Sehr richtig, Elliott hat - neben einer präventiven Klage gegen das Urteil des Berufungsprozesses - einen Antrag für eine vorübergehende einstweilige Verfügung eingereicht. Ganz vereinfacht gesagt bedeutet das: Bekommt Elliott hier Recht, wäre die Suspendierung zwar nicht komplett vom Tisch, die NFL könnte sie aber nicht, wie aktuell noch geplant, direkt zum Start der Regular Season verhängen. Sie wäre gewissermaßen auf Eis gelegt, bis eine finale Entscheidung getroffen ist und Elliott könnte in Week 1 spielen.

Die Verhandlung für die einstweilige Verfügung findet am 5. September statt, generell rechnet man Elliott dabei aber keine allzu großen Chancen zu. Unter anderem müsste er nämlich beweisen, dass sein genereller Einspruch eine hohe Erfolgschance hat, dass ohne die einstweilige Verfügung irreparabler Schaden entsteht und dass die einstweilige Verfügung dem öffentlichen Interesse nicht entgegen steht. Wer mehr Details hierzu erfahren will, dem empfehle ich die ausführliche Analyse von Jurist und Sportjournalist Michael McCann.

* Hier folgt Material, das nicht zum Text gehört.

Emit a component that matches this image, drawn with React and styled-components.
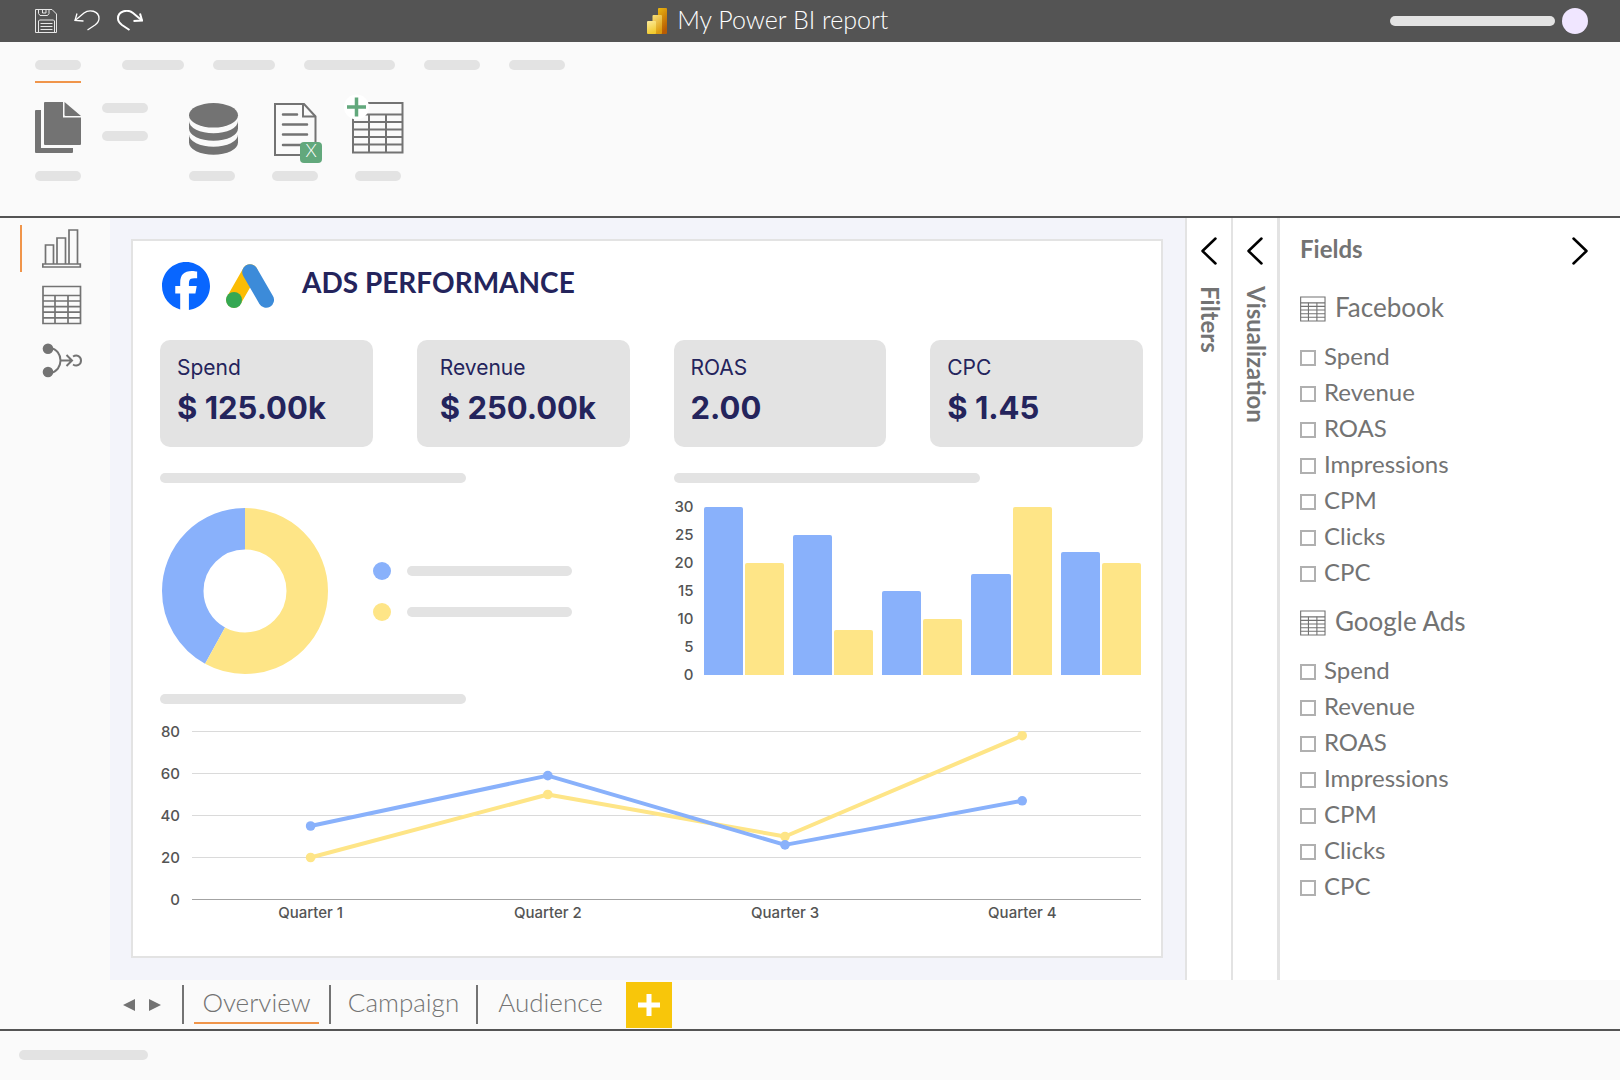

Elliotts grundsätzliche Argumente bei seinem Einspruch gegen die Sperre generell werden wohl ähnlich wie die etwa von Tom Brady im Zuge des Deflate-Gate-Prozesses sein. Nämlich der Vorwurf an die NFL, dass ein Artikel des Collective Bargaining Agreements nicht im Sinne des Rechts angewandt wurde und er nicht die im Gesetz vorgesehene Fairness bei den Ermittlungen und der Verurteilung erfahren habe. Elliott zweifelt damit nicht die Tat selbst, sondern den Prozess der Urteilsfindung durch die NFL an.